As we explored Yellowstone, I started to see things for myself.  I spotted four golden eagles, and I kept a careful eye out for wildflowers. I spotted a moose before Karen, no small accomplishment. I began to enjoy the deep darkness at night, the bright red baby bison, the cutthroat trout in the Yellowstone River. I looked for new hiking trails. A new world was opening up to me.

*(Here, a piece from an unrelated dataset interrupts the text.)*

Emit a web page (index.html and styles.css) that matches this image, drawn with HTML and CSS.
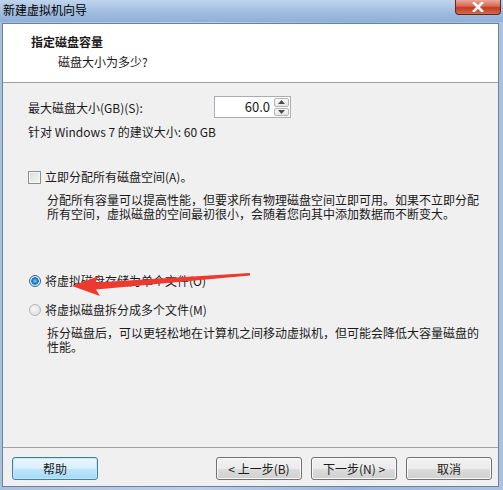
FILE: index.html
```html
<!DOCTYPE html>
<html lang="zh-CN">
<head>
    <meta charset="UTF-8">
    <title>新建虚拟机向导</title>
    <link rel="stylesheet" href="styles.css">
</head>
<body>
    <div class="window">
        <div class="titlebar">
            <span class="title">新建虚拟机向导</span>
            <div class="close-btn">
                <svg width="14" height="10" viewBox="0 0 14 10">
                    <path d="M3 1 L11 9 M11 1 L3 9" stroke="#fff" stroke-width="2.6" stroke-linecap="square"/>
                </svg>
            </div>
        </div>

        <div class="client">
            <div class="header">
                <div class="header-title">指定磁盘容量</div>
                <div class="header-sub">磁盘大小为多少?</div>
            </div>

            <div class="body">
                <div class="size-row">
                    <span>最大磁盘大小(GB)(S):</span>
                    <div class="spin">
                        <div class="spin-value">60.0</div>
                        <div class="spin-btns">
                            <div class="spin-btn">
                                <svg width="7" height="4" viewBox="0 0 7 4"><path d="M0 4 L3.5 0 L7 4 Z" fill="#4d4d4d"/></svg>
                            </div>
                            <div class="spin-btn">
                                <svg width="7" height="4" viewBox="0 0 7 4"><path d="M0 0 L3.5 4 L7 0 Z" fill="#4d4d4d"/></svg>
                            </div>
                        </div>
                    </div>
                </div>
                <div class="recommend">针对 Windows 7 的建议大小: 60 GB</div>

                <div class="option check-row">
                    <span class="checkbox"></span>
                    <span>立即分配所有磁盘空间(A)。</span>
                </div>
                <div class="desc">分配所有容量可以提高性能，但要求所有物理磁盘空间立即可用。如果不立即分配所有空间，虚拟磁盘的空间最初很小，会随着您向其中添加数据而不断变大。</div>

                <div class="option radio-first">
                    <span class="radio checked"></span>
                    <span>将虚拟磁盘存储为单个文件(O)</span>
                </div>
                <div class="option radio-second">
                    <span class="radio"></span>
                    <span>将虚拟磁盘拆分成多个文件(M)</span>
                </div>
                <div class="desc">拆分磁盘后，可以更轻松地在计算机之间移动虚拟机，但可能会降低大容量磁盘的性能。</div>
            </div>

            <div class="footer">
                <button class="btn btn-focus">帮助</button>
                <div class="nav-btns">
                    <button class="btn">&lt; 上一步(B)</button>
                    <button class="btn">下一步(N) &gt;</button>
                    <button class="btn">取消</button>
                </div>
            </div>
        </div>

        <!-- red annotation arrow drawn over the first radio -->
        <svg class="arrow" width="503" height="490" viewBox="0 0 503 490">
            <polygon points="72,286 99,276 95,282.5 250,273 250,275.5 96,289.5 100,296" fill="#ee3a2e"/>
        </svg>
    </div>
</body>
</html>
```

FILE: styles.css
```css
html, body {
    margin: 0;
    padding: 0;
}
body {
    font-family: "Noto Sans CJK SC", "Liberation Sans", sans-serif;
    font-size: 12px;
    color: #1a1a1a;
    background-color: #9fb9da;
}
.window {
    position: relative;
    width: 503px;
    height: 490px;
    display: flex;
    flex-direction: column;
    background: linear-gradient(to right, #a9c1df, #b9cfe8 40%, #9ab7db 70%, #aac3e2);
}
.titlebar {
    height: 22px;
    display: flex;
    align-items: flex-start;
    justify-content: space-between;
    background: linear-gradient(to bottom, #c0d4ec, #9ebbde 60%, #8fb0d8);
}
.title {
    margin-left: 3px;
    margin-top: 2px;
    line-height: 16px;
    font-size: 12px;
    color: #000;
}
.close-btn {
    width: 46px;
    height: 15px;
    margin-right: 2px;
    box-sizing: border-box;
    border: 1px solid #5a2a24;
    border-top: none;
    border-radius: 0 0 4px 4px;
    background: linear-gradient(to bottom, #e9a99c, #d8654f 45%, #c13a22 55%, #d86a4a);
    display: flex;
    align-items: center;
    justify-content: center;
}
.client {
    flex: 1;
    margin: 1px 4px 3px 2px;
    border: 1px solid #6c819f;
    background-color: #f0f0f0;
    display: flex;
    flex-direction: column;
}
.header {
    height: 59px;
    background-color: #fff;
    border-bottom: 1px solid #a0a0a0;
    box-sizing: border-box;
    padding: 10px 0 0 28px;
}
.header-title {
    font-weight: bold;
    line-height: 16px;
}
.header-sub {
    margin-top: 4px;
    margin-left: 27px;
    line-height: 16px;
}
.body {
    flex: 1;
    padding: 13px 0 0 25px;
}
.size-row {
    display: flex;
    align-items: center;
    height: 22px;
}
.size-row > span {
    width: 186px;
}
.spin {
    display: flex;
    width: 77px;
    height: 22px;
    box-sizing: border-box;
    border: 1px solid #abadb3;
    background-color: #fff;
}
.spin-value {
    flex: 1;
    text-align: right;
    padding-right: 3px;
    line-height: 20px;
    font-size: 13px;
}
.spin-btns {
    width: 15px;
    display: flex;
    flex-direction: column;
    gap: 1px;
    padding: 1px;
}
.spin-btn {
    flex: 1;
    border: 1px solid #b6b6b6;
    border-radius: 2px;
    background: linear-gradient(to bottom, #fafafa, #e6e6e6);
    display: flex;
    align-items: center;
    justify-content: center;
}
.recommend {
    margin-top: 7px;
    line-height: 14px;
}
.option {
    display: flex;
    align-items: center;
    gap: 4px;
    height: 14px;
    line-height: 14px;
}
.check-row {
    margin-top: 31px;
}
.radio-first {
    margin-top: 53px;
    margin-left: 1px;
}
.radio-second {
    margin-top: 15px;
    margin-left: 1px;
}
.checkbox {
    width: 13px;
    height: 13px;
    box-sizing: border-box;
    border: 1px solid #8e8f8f;
    background: linear-gradient(135deg, #dcdcdc, #f6f6f6);
    box-shadow: inset 0 0 0 1px #f4f4f4;
}
.radio {
    width: 12px;
    height: 12px;
    box-sizing: border-box;
    border-radius: 50%;
    border: 1px solid #b5b5b5;
    background: radial-gradient(circle at 40% 40%, #f8f8f8, #d8d8d8);
}
.radio.checked {
    border-color: #2c628b;
    background: radial-gradient(circle, #7ad1ff 0, #1f7fc4 2.5px, #2c74b2 3.5px, #d6e9f6 4px, #eef6fc 6px);
}
.desc {
    margin: 9px 8px 0 19px;
    line-height: 14px;
}
.footer {
    height: 39px;
    border-top: 1px solid #a0a0a0;
    box-sizing: border-box;
    padding: 9px 6px 0 9px;
    display: flex;
    justify-content: space-between;
    align-items: flex-start;
}
.nav-btns {
    display: flex;
    gap: 9px;
}
.btn {
    width: 86px;
    height: 23px;
    padding: 0;
    font-family: inherit;
    font-size: 12px;
    color: #1a1a1a;
    border: 1px solid #707070;
    border-radius: 3px;
    background: linear-gradient(to bottom, #f2f2f2, #ebebeb 50%, #dddddd 51%, #cfcfcf);
    box-shadow: inset 0 0 0 1px #fbfbfb;
}
.btn-focus {
    border-color: #3c7fb1;
    background: linear-gradient(to bottom, #eaf6fd, #d9f0fc 50%, #bee6fd 51%, #a7d9f5);
    box-shadow: inset 0 0 0 1px #c4e5f6;
}
.arrow {
    position: absolute;
    left: 0;
    top: 0;
    pointer-events: none;
}
```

Then, an interesting thing happened when we moved to Manhattan. We had wanted to live there for years.  But we knew within a couple of months that we wouldn’t stay long. There was too much trash, too much soot, too many people, too much noise, too much light. We walked the length and breadth of Central Park as often as possible, but Central Park was crowded too, and it wasn’t Yellowstone. We’d walk across the Brooklyn Bridge just to get to the relative peace and quiet of Brooklyn Heights and its lovely promenade. A day at the Statue of Liberty and Ellis Island seemed like a great escape. On the Staten Island Ferry, the sense of claustrophobia that had been weighing me down lifted miraculously. Yellowstone had been more important than I had realized. We couldn’t live on a crowded urban island. We had to be closer to open and wild places.

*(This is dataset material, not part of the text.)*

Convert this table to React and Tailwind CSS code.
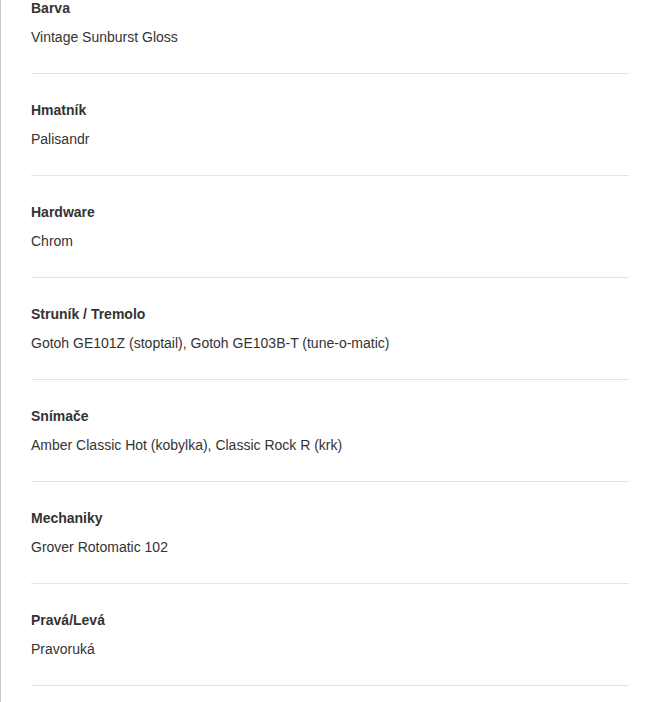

Our relationship to nature—to the world of plants, animals, rivers, oceans, mountains, forests, and canyons—changed permanently when in the autumn of 2002 we moved from New York City to Portland and began to explore the Pacific Northwest. In the book that has given this blog its name, I tried to describe this transformation:

The Northwest is mountainous, with steep forested slopes running down to the sea and with volcanic peaks almost always in sight. There are so many dazzling things to see that it is hard to know where to begin. While we had begun to appreciate our nation’s natural beauty at Yellowstone, it was in Portland that we came to love it and make it an integral part of our lives. Our weeks were filled with planning, preparing for, and taking trips—to the gorge, to national parks, to the Oregon coast. We never imagined that packing lunches and spending a day in the woods could be so fine a thing to do. We’d pick a destination, read everything we could find about it, plot out the driving directions, and go. Everything was new and amazing. Transforming too. I had let work dominate much of my life for so many years. Taking time to see, much less contemplate and enjoy, the beauty around me had little place in my life. During our fourteen months in Portland, I saw the error of my ways. Beauty, contemplation, enjoyment—these weren’t something to feel guilty about, mere adjuncts of life. They were life.

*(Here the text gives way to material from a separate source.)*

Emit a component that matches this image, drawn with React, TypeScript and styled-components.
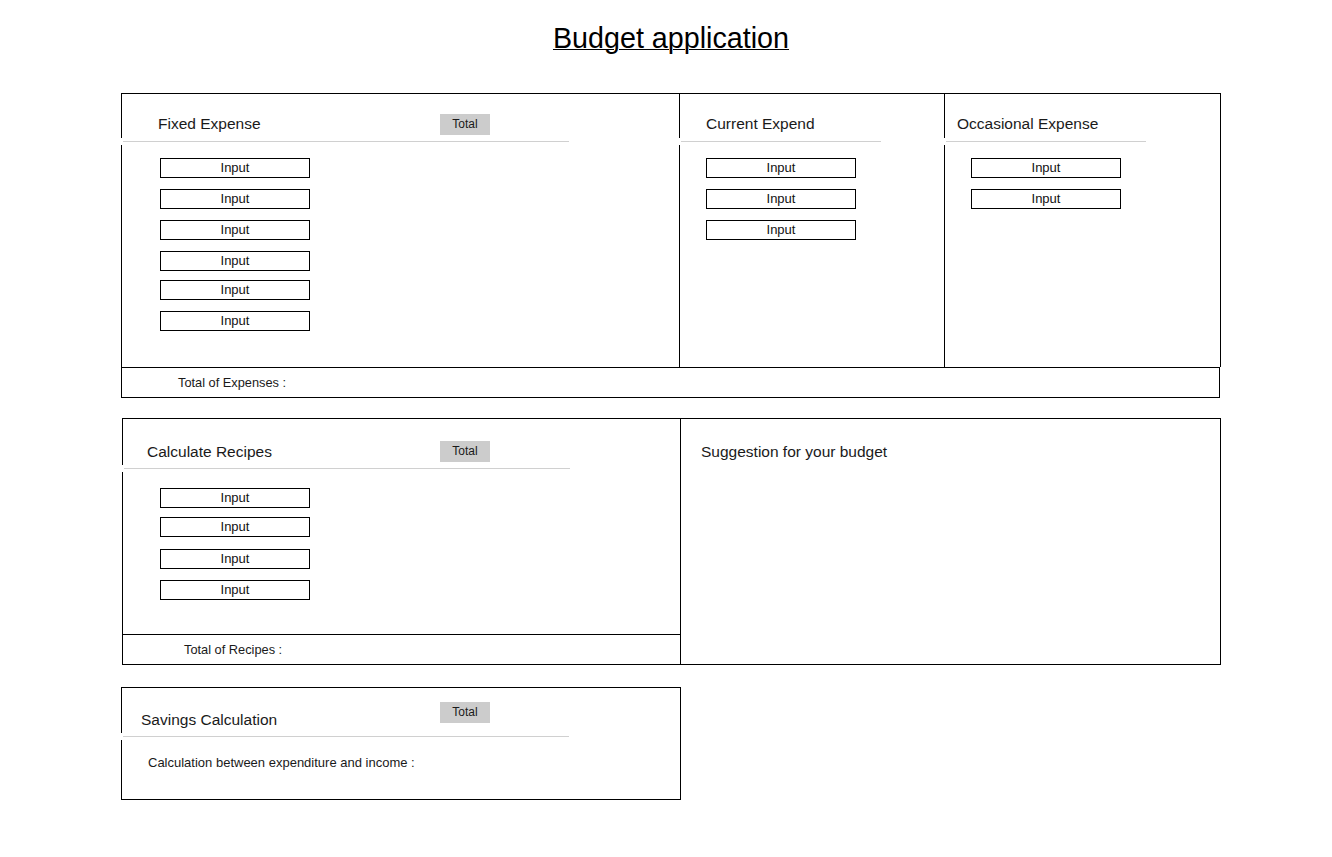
import React from "react"
import styled, { createGlobalStyle } from "styled-components"

const GlobalStyle = createGlobalStyle`
  * { box-sizing: border-box; }
  body {
    margin: 0;
    background: #fff;
    color: #1a1a1a;
    font-family: "Liberation Sans", Arial, sans-serif;
  }
`

const Page = styled.div`
  width: 1100px;
  margin-left: 121px;
  padding: 22px 0 40px;
`

const Title = styled.h1`
  margin: 0 0 39px;
  font-size: 28.7px;
  line-height: 32px;
  font-weight: normal;
  text-align: center;
  text-decoration: underline;
  text-decoration-thickness: 1px;
  color: #000;
`

// --- shared column parts ---

const Head = styled.div<{ $h: number; $top: number; $badgeAt?: number }>`
  display: grid;
  grid-template-columns: ${(p) => p.$badgeAt ?? 318}px 50px;
  align-items: center;
  height: ${(p) => p.$h}px;
  padding-top: ${(p) => p.$top}px;
  border-left: 1px solid #000;
`

const SectionName = styled.div<{ $x: number }>`
  padding-left: ${(p) => p.$x}px;
  font-size: 15.5px;
  line-height: 18px;
  white-space: nowrap;
`

// $lift raises the badge above the title's middle line
const Badge = styled.div<{ $lift?: number }>`
  width: 50px;
  height: 21px;
  margin-top: ${(p) => -(p.$lift || 0) * 2}px;
  background: #cccccc;
  font-size: 12px;
  line-height: 21px;
  text-align: center;
`

const Divider = styled.div<{ $w: number }>`
  width: ${(p) => p.$w}px;
  height: 1px;
  margin: 3px 0 3px 2px;
  background: #d0d0d0;
`

const Body = styled.div<{ $x: number }>`
  flex: 1;
  display: flex;
  flex-direction: column;
  align-items: flex-start;
  padding-left: ${(p) => p.$x}px;
  border-left: 1px solid #000;
`

const Field = styled.div<{ $gap: number }>`
  width: 150px;
  height: 20px;
  margin-top: ${(p) => p.$gap}px;
  border: 1px solid #000;
  font-size: 13px;
  line-height: 18px;
  text-align: center;
  color: #111;
`

const Footer = styled.div<{ $x: number; $w: number }>`
  display: flex;
  align-items: center;
  width: ${(p) => p.$w}px;
  height: 31px;
  padding-left: ${(p) => p.$x}px;
  border: 1px solid #000;
  font-size: 12.8px;
`

// --- expenses board ---

const Board = styled.section`
  display: grid;
  grid-template-columns: 558px 265px 276px;
  height: 274px;
  border-top: 1px solid #000;
  border-right: 1px solid #000;
`

const Column = styled.div`
  display: flex;
  flex-direction: column;
`

// --- recipes row ---

const Row = styled.section`
  display: flex;
  margin-top: 20px;
  padding-left: 1px;
`

const LeftPart = styled.div`
  display: flex;
  flex-direction: column;
  width: 558px;
`

const Card = styled.div`
  display: flex;
  flex-direction: column;
  height: 216px;
  border-top: 1px solid #000;
`

const Suggest = styled.div`
  width: 541px;
  height: 247px;
  padding: 24px 0 0 20px;
  border: 1px solid #000;
  font-size: 15.5px;
  line-height: 18px;
`

// --- savings ---

const Savings = styled.section`
  display: flex;
  flex-direction: column;
  width: 560px;
  height: 113px;
  margin-top: 22px;
  border: 1px solid #000;
  border-left: none;
`

const Note = styled.div`
  padding: 15px 0 0 26px;
  font-size: 13px;
  line-height: 16px;
`

interface Group {
  name: string
  nameX: number
  fieldX: number
  line: number
  gaps: number[]
  total?: boolean
}

const expenses: Group[] = [
  { name: "Fixed Expense", nameX: 36, fieldX: 38, line: 446, gaps: [13, 11, 11, 11, 9, 11], total: true },
  { name: "Current Expend", nameX: 26, fieldX: 26, line: 200, gaps: [13, 11, 11] },
  { name: "Occasional Expense", nameX: 12, fieldX: 26, line: 200, gaps: [13, 11] },
]

const recipeGaps = [16, 9, 12, 11]

const Fields = ({ gaps }: { gaps: number[] }) => (
  <>
    {gaps.map((g, i) => (
      <Field key={i} $gap={g}>Input</Field>
    ))}
  </>
)

const App = () => {
  return (
    <Page>
      <GlobalStyle />
      <Title>Budget application</Title>

      <Board>
        {expenses.map((col) => (
          <Column key={col.name}>
            <Head $h={44} $top={16}>
              <SectionName $x={col.nameX}>{col.name}</SectionName>
              {col.total && <Badge>Total</Badge>}
            </Head>
            <Divider $w={col.line} />
            <Body $x={col.fieldX}>
              <Fields gaps={col.gaps} />
            </Body>
          </Column>
        ))}
      </Board>
      <Footer $x={56} $w={1099}>Total of Expenses :</Footer>

      <Row>
        <LeftPart>
          <Card>
            <Head $h={46} $top={19} $badgeAt={317}>
              <SectionName $x={24}>Calculate Recipes</SectionName>
              <Badge>Total</Badge>
            </Head>
            <Divider $w={446} />
            <Body $x={37}>
              <Fields gaps={recipeGaps} />
            </Body>
          </Card>
          <Footer $x={61} $w={559}>Total of Recipes :</Footer>
        </LeftPart>
        <Suggest>Suggestion for your budget</Suggest>
      </Row>

      <Savings>
        <Head $h={45} $top={18}>
          <SectionName $x={19}>Savings Calculation</SectionName>
          <Badge $lift={7}>Total</Badge>
        </Head>
        <Divider $w={446} />
        <Body $x={0}>
          <Note>Calculation between expenditure and income :</Note>
        </Body>
      </Savings>
    </Page>
  )
}

export default App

We left Portland after fourteen months and embarked on a ninety-day road trip, the first of many. We began to be what his chronicler called Everett Reuss—“a vagabond for beauty.” A month in Flagstaff, Arizona, hiking in the San Francisco Peaks, Sedona, the Grand Canyon, and a half dozen national monuments. Several week-long visits to Zion National Park, once in late winter, with a trek high up into the snow-covered cliffs. A month at Lake Tahoe in October; could you ever tire of that azure water? A week in the Ruby Mountains near Elko, Nevada. Crater Lake, Mt. Rainier, Mt. St. Helen’s, Shi Shi Beach, Hurricane Ridge, Joshua Tree National Park, the mountains around Santa Fe, Big Sur Highway, Yosemite Falls, Moab, this list could go on for several pages. The more we traveled, the more we learned, the better we felt, and the more we wanted to travel. A pleasant addiction if ever there was one.

As we spent so much time in spectacular settings,—watching, listening, thinking—two things happened. First, the beauty of the natural world is a sublime enjoyment we got for free, and this made the pleasure from having possessions pale by comparison. We decided never to let things become our masters. Second, we began to comprehend the great age of the earth, evident every time we walked on rocks or ocean shore, and this made us see the insignificance of our lives. But we were content. When one of us had a life-threatening illness, remembering our years on the road, mentally reliving the exciting things we did and the inspiring landscapes we saw, gave a comfort nothing else could have given. We are a part of the great and endless circle of life, nothing more, but nothing less.

A decade of seeing the stunning landscapes of the United States has made us feel a sense of solidarity with the plants and animals, even with the rocks, soil, and water. Any assault on them by our fellow human beings has become an assault on us: a plastic bottle thrown on a trail, trash on the beach, plants trampled by horses, a resort built next to beautiful rock formations, a ski complex using waste water on sacred Indian land, visitors bothering the bison or disturbing an eagle nest, the importation of invasive and ruinous plant and animal species.

And these are relatively minor affronts compared to the truly outrageous and rapacious despoliations of nature we have witnessed. I have often written about these, so I won’t detail them here but just say that the destruction wrought by industrial agriculture, mining, and urban/suburban sprawl continue unabated. They hurt our hearts.

When you encounter the glories of nature, you want to share them, to make others aware that they exist. If we are vagabonds for beauty, we think everyone should have a chance to be one. This beautiful country is our land. Get out into it. Cherish it. If you are like me, nothing will make you happier.